Work to complete: Write out the data below in full, unchanged, minus the images.

Dataset section:
▶
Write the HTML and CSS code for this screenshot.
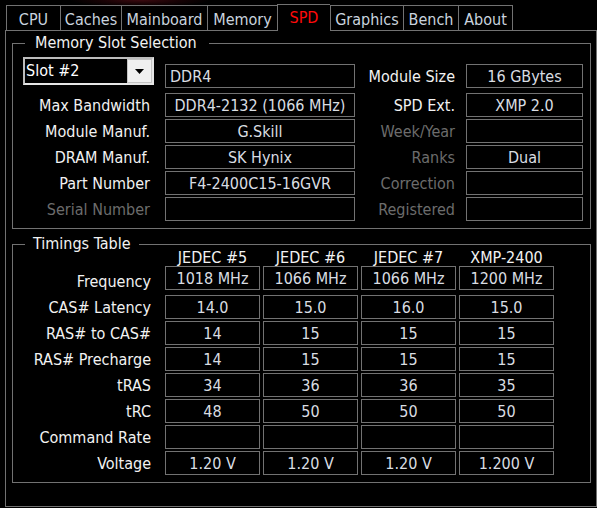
FILE: index.html
```html
<!DOCTYPE html>
<html lang="en">
<head>
<meta charset="utf-8">
<title>CPU-Z SPD</title>
<link rel="stylesheet" href="styles.css">
</head>
<body>
<div class="app">
  <nav class="tabs">
    <div class="tab tab-cpu">CPU</div>
    <div class="tab tab-caches">Caches</div>
    <div class="tab tab-mainboard">Mainboard</div>
    <div class="tab tab-memory">Memory</div>
    <div class="tab tab-spd active">SPD</div>
    <div class="tab tab-graphics">Graphics</div>
    <div class="tab tab-bench">Bench</div>
    <div class="tab tab-about">About</div>
  </nav>
  <div class="panel">
    <fieldset class="group">
      <legend class="legend-slot">Memory Slot Selection</legend>
      <div class="slot-grid">
        <div class="select">
          <span class="select-text">Slot #2</span>
          <span class="select-btn"><svg width="9" height="5" viewBox="0 0 9 5"><path d="M0 0H9L4.5 5Z" fill="#000"/></svg></span>
        </div>
        <div class="box box-left">DDR4</div>
        <div class="lbl lbl-right">Module Size</div>
        <div class="box">16 GBytes</div>

        <div class="lbl">Max Bandwidth</div>
        <div class="box">DDR4-2132 (1066 MHz)</div>
        <div class="lbl lbl-right">SPD Ext.</div>
        <div class="box">XMP 2.0</div>

        <div class="lbl">Module Manuf.</div>
        <div class="box">G.Skill</div>
        <div class="lbl lbl-right dim">Week/Year</div>
        <div class="box"></div>

        <div class="lbl">DRAM Manuf.</div>
        <div class="box">SK Hynix</div>
        <div class="lbl lbl-right dim">Ranks</div>
        <div class="box">Dual</div>

        <div class="lbl">Part Number</div>
        <div class="box">F4-2400C15-16GVR</div>
        <div class="lbl lbl-right dim">Correction</div>
        <div class="box"></div>

        <div class="lbl dim">Serial Number</div>
        <div class="box"></div>
        <div class="lbl lbl-right dim">Registered</div>
        <div class="box"></div>
      </div>
    </fieldset>

    <fieldset class="group group-timings">
      <legend class="legend-timings">Timings Table</legend>
      <div class="t-grid">
        <div></div>
        <div class="th">JEDEC #5</div>
        <div class="th">JEDEC #6</div>
        <div class="th">JEDEC #7</div>
        <div class="th">XMP-2400</div>

        <div class="tl tl-freq">Frequency</div>
        <div class="box">1018 MHz</div>
        <div class="box">1066 MHz</div>
        <div class="box">1066 MHz</div>
        <div class="box">1200 MHz</div>

        <div class="tl">CAS# Latency</div>
        <div class="box">14.0</div>
        <div class="box">15.0</div>
        <div class="box">16.0</div>
        <div class="box">15.0</div>

        <div class="tl">RAS# to CAS#</div>
        <div class="box">14</div>
        <div class="box">15</div>
        <div class="box">15</div>
        <div class="box">15</div>

        <div class="tl">RAS# Precharge</div>
        <div class="box">14</div>
        <div class="box">15</div>
        <div class="box">15</div>
        <div class="box">15</div>

        <div class="tl">tRAS</div>
        <div class="box">34</div>
        <div class="box">36</div>
        <div class="box">36</div>
        <div class="box">35</div>

        <div class="tl">tRC</div>
        <div class="box">48</div>
        <div class="box">50</div>
        <div class="box">50</div>
        <div class="box">50</div>

        <div class="tl">Command Rate</div>
        <div class="box"></div>
        <div class="box"></div>
        <div class="box"></div>
        <div class="box"></div>

        <div class="tl">Voltage</div>
        <div class="box">1.20 V</div>
        <div class="box">1.20 V</div>
        <div class="box">1.20 V</div>
        <div class="box">1.200 V</div>
      </div>
    </fieldset>
  </div>
</div>
</body>
</html>
```

FILE: styles.css
```css
* {
  box-sizing: border-box;
}

html,
body {
  margin: 0;
  padding: 0;
}

body {
  width: 597px;
  height: 508px;
  overflow: hidden;
  background:
    radial-gradient(ellipse 70px 7px at 140px 0, #3c0a10 0%, rgba(40, 4, 8, 0.6) 55%, transparent 100%),
    #000;
  font-family: "DejaVu Sans Condensed", "DejaVu Sans", sans-serif;
  font-size: 16px;
  color: #f2f2f2;
}

.app {
  width: 597px;
  height: 508px;
}

/* ---------- tabs ---------- */
.tabs {
  display: flex;
  align-items: flex-end;
  padding: 4px 0 0 6px;
}

.tab {
  height: 25px;
  padding-top: 3px;
  line-height: 21px;
  text-align: center;
  white-space: nowrap;
  color: #c9d3de;
  border-top: 1px solid #727272;
  border-left: 1px solid #727272;
}

.tab:last-child {
  border-right: 1px solid #727272;
}

.tab.active {
  position: relative;
  z-index: 1;
  height: 27px;
  margin-bottom: -1px;
  padding-top: 2px;
  background: #000;
  color: #ff0a0a;
}

.tab-cpu { width: 54px; }
.tab-caches { width: 61px; }
.tab-mainboard { width: 86px; }
.tab-memory { width: 70px; }
.tab-spd { width: 53px; }
.tab-graphics { width: 73px; }
.tab-bench { width: 55px; }
.tab-about { width: 55px; }

/* ---------- main panel ---------- */
.panel {
  position: relative;
  margin-left: 5px;
  width: 592px;
  height: 477px;
  border: 1px solid #727272;
}

.group {
  margin: 5px 0 0 6px;
  padding: 7px 0 7px 0;
  width: 579px;
  min-inline-size: 0;
  border: 1px solid #727272;
}

.group-timings {
  margin-top: 8px;
  padding-top: 1px;
}

.group legend {
  margin-left: 12px;
  line-height: 14px;
  color: #f2f2f2;
}

.legend-slot {
  padding: 0 12px 0 10px;
}

.legend-timings {
  padding: 0 8px 0 8px;
}

/* ---------- slot grid ---------- */
.slot-grid {
  display: grid;
  grid-template-columns: 152px 190px 111px 117px;
  grid-template-rows: 31px 27px repeat(4, 24px);
  row-gap: 2px;
  align-items: end;
}

.lbl {
  height: 24px;
  padding-top: 2px;
  line-height: 22px;
  text-align: right;
  padding-right: 15px;
  white-space: nowrap;
}

.lbl-right {
  padding-right: 11px;
}

.dim {
  color: #6c6c6c;
}

.box {
  height: 24px;
  padding-top: 2px;
  line-height: 20px;
  border: 1px solid #727272;
  text-align: center;
  color: #d9dde2;
  white-space: nowrap;
  overflow: hidden;
}

.box-left {
  text-align: left;
  padding-left: 4px;
}

.select {
  align-self: start;
  display: flex;
  margin-left: 10px;
  width: 131px;
  height: 28px;
  border: 2px solid #e6e6e6;
  border-top-color: #bdbdbd;
  border-left-color: #bdbdbd;
  background: #000;
}

.select-text {
  flex: 1;
  padding-left: 1px;
  line-height: 24px;
  color: #ffffff;
}

.select-btn {
  display: flex;
  align-items: center;
  justify-content: center;
  width: 25px;
  height: 24px;
  background: #f0f0f0;
  border: 1px solid #c4c4c4;
}

/* ---------- timings grid ---------- */
.t-grid {
  display: grid;
  grid-template-columns: 149px repeat(4, 95px);
  grid-template-rows: 12px 24px 27px repeat(6, 24px);
  column-gap: 3px;
  row-gap: 2px;
  align-items: end;
}

.th {
  line-height: 12px;
  text-align: center;
  white-space: nowrap;
  color: #f2f2f2;
}

.tl {
  height: 24px;
  padding-top: 2px;
  line-height: 22px;
  text-align: right;
  padding-right: 11px;
  white-space: nowrap;
}

.tl-freq {
  margin-bottom: -3px;
}
```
◀
Solution:
Write the HTML and CSS code for this screenshot.
FILE: index.html
```html
<!DOCTYPE html>
<html lang="en">
<head>
<meta charset="utf-8">
<title>CPU-Z SPD</title>
<link rel="stylesheet" href="styles.css">
</head>
<body>
<div class="app">
  <nav class="tabs">
    <div class="tab tab-cpu">CPU</div>
    <div class="tab tab-caches">Caches</div>
    <div class="tab tab-mainboard">Mainboard</div>
    <div class="tab tab-memory">Memory</div>
    <div class="tab tab-spd active">SPD</div>
    <div class="tab tab-graphics">Graphics</div>
    <div class="tab tab-bench">Bench</div>
    <div class="tab tab-about">About</div>
  </nav>
  <div class="panel">
    <fieldset class="group">
      <legend class="legend-slot">Memory Slot Selection</legend>
      <div class="slot-grid">
        <div class="select">
          <span class="select-text">Slot #2</span>
          <span class="select-btn"><svg width="9" height="5" viewBox="0 0 9 5"><path d="M0 0H9L4.5 5Z" fill="#000"/></svg></span>
        </div>
        <div class="box box-left">DDR4</div>
        <div class="lbl lbl-right">Module Size</div>
        <div class="box">16 GBytes</div>

        <div class="lbl">Max Bandwidth</div>
        <div class="box">DDR4-2132 (1066 MHz)</div>
        <div class="lbl lbl-right">SPD Ext.</div>
        <div class="box">XMP 2.0</div>

        <div class="lbl">Module Manuf.</div>
        <div class="box">G.Skill</div>
        <div class="lbl lbl-right dim">Week/Year</div>
        <div class="box"></div>

        <div class="lbl">DRAM Manuf.</div>
        <div class="box">SK Hynix</div>
        <div class="lbl lbl-right dim">Ranks</div>
        <div class="box">Dual</div>

        <div class="lbl">Part Number</div>
        <div class="box">F4-2400C15-16GVR</div>
        <div class="lbl lbl-right dim">Correction</div>
        <div class="box"></div>

        <div class="lbl dim">Serial Number</div>
        <div class="box"></div>
        <div class="lbl lbl-right dim">Registered</div>
        <div class="box"></div>
      </div>
    </fieldset>

    <fieldset class="group group-timings">
      <legend class="legend-timings">Timings Table</legend>
      <div class="t-grid">
        <div></div>
        <div class="th">JEDEC #5</div>
        <div class="th">JEDEC #6</div>
        <div class="th">JEDEC #7</div>
        <div class="th">XMP-2400</div>

        <div class="tl tl-freq">Frequency</div>
        <div class="box">1018 MHz</div>
        <div class="box">1066 MHz</div>
        <div class="box">1066 MHz</div>
        <div class="box">1200 MHz</div>

        <div class="tl">CAS# Latency</div>
        <div class="box">14.0</div>
        <div class="box">15.0</div>
        <div class="box">16.0</div>
        <div class="box">15.0</div>

        <div class="tl">RAS# to CAS#</div>
        <div class="box">14</div>
        <div class="box">15</div>
        <div class="box">15</div>
        <div class="box">15</div>

        <div class="tl">RAS# Precharge</div>
        <div class="box">14</div>
        <div class="box">15</div>
        <div class="box">15</div>
        <div class="box">15</div>

        <div class="tl">tRAS</div>
        <div class="box">34</div>
        <div class="box">36</div>
        <div class="box">36</div>
        <div class="box">35</div>

        <div class="tl">tRC</div>
        <div class="box">48</div>
        <div class="box">50</div>
        <div class="box">50</div>
        <div class="box">50</div>

        <div class="tl">Command Rate</div>
        <div class="box"></div>
        <div class="box"></div>
        <div class="box"></div>
        <div class="box"></div>

        <div class="tl">Voltage</div>
        <div class="box">1.20 V</div>
        <div class="box">1.20 V</div>
        <div class="box">1.20 V</div>
        <div class="box">1.200 V</div>
      </div>
    </fieldset>
  </div>
</div>
</body>
</html>
```

FILE: styles.css
```css
* {
  box-sizing: border-box;
}

html,
body {
  margin: 0;
  padding: 0;
}

body {
  width: 597px;
  height: 508px;
  overflow: hidden;
  background:
    radial-gradient(ellipse 70px 7px at 140px 0, #3c0a10 0%, rgba(40, 4, 8, 0.6) 55%, transparent 100%),
    #000;
  font-family: "DejaVu Sans Condensed", "DejaVu Sans", sans-serif;
  font-size: 16px;
  color: #f2f2f2;
}

.app {
  width: 597px;
  height: 508px;
}

/* ---------- tabs ---------- */
.tabs {
  display: flex;
  align-items: flex-end;
  padding: 4px 0 0 6px;
}

.tab {
  height: 25px;
  padding-top: 3px;
  line-height: 21px;
  text-align: center;
  white-space: nowrap;
  color: #c9d3de;
  border-top: 1px solid #727272;
  border-left: 1px solid #727272;
}

.tab:last-child {
  border-right: 1px solid #727272;
}

.tab.active {
  position: relative;
  z-index: 1;
  height: 27px;
  margin-bottom: -1px;
  padding-top: 2px;
  background: #000;
  color: #ff0a0a;
}

.tab-cpu { width: 54px; }
.tab-caches { width: 61px; }
.tab-mainboard { width: 86px; }
.tab-memory { width: 70px; }
.tab-spd { width: 53px; }
.tab-graphics { width: 73px; }
.tab-bench { width: 55px; }
.tab-about { width: 55px; }

/* ---------- main panel ---------- */
.panel {
  position: relative;
  margin-left: 5px;
  width: 592px;
  height: 477px;
  border: 1px solid #727272;
}

.group {
  margin: 5px 0 0 6px;
  padding: 7px 0 7px 0;
  width: 579px;
  min-inline-size: 0;
  border: 1px solid #727272;
}

.group-timings {
  margin-top: 8px;
  padding-top: 1px;
}

.group legend {
  margin-left: 12px;
  line-height: 14px;
  color: #f2f2f2;
}

.legend-slot {
  padding: 0 12px 0 10px;
}

.legend-timings {
  padding: 0 8px 0 8px;
}

/* ---------- slot grid ---------- */
.slot-grid {
  display: grid;
  grid-template-columns: 152px 190px 111px 117px;
  grid-template-rows: 31px 27px repeat(4, 24px);
  row-gap: 2px;
  align-items: end;
}

.lbl {
  height: 24px;
  padding-top: 2px;
  line-height: 22px;
  text-align: right;
  padding-right: 15px;
  white-space: nowrap;
}

.lbl-right {
  padding-right: 11px;
}

.dim {
  color: #6c6c6c;
}

.box {
  height: 24px;
  padding-top: 2px;
  line-height: 20px;
  border: 1px solid #727272;
  text-align: center;
  color: #d9dde2;
  white-space: nowrap;
  overflow: hidden;
}

.box-left {
  text-align: left;
  padding-left: 4px;
}

.select {
  align-self: start;
  display: flex;
  margin-left: 10px;
  width: 131px;
  height: 28px;
  border: 2px solid #e6e6e6;
  border-top-color: #bdbdbd;
  border-left-color: #bdbdbd;
  background: #000;
}

.select-text {
  flex: 1;
  padding-left: 1px;
  line-height: 24px;
  color: #ffffff;
}

.select-btn {
  display: flex;
  align-items: center;
  justify-content: center;
  width: 25px;
  height: 24px;
  background: #f0f0f0;
  border: 1px solid #c4c4c4;
}

/* ---------- timings grid ---------- */
.t-grid {
  display: grid;
  grid-template-columns: 149px repeat(4, 95px);
  grid-template-rows: 12px 24px 27px repeat(6, 24px);
  column-gap: 3px;
  row-gap: 2px;
  align-items: end;
}

.th {
  line-height: 12px;
  text-align: center;
  white-space: nowrap;
  color: #f2f2f2;
}

.tl {
  height: 24px;
  padding-top: 2px;
  line-height: 22px;
  text-align: right;
  padding-right: 11px;
  white-space: nowrap;
}

.tl-freq {
  margin-bottom: -3px;
}
```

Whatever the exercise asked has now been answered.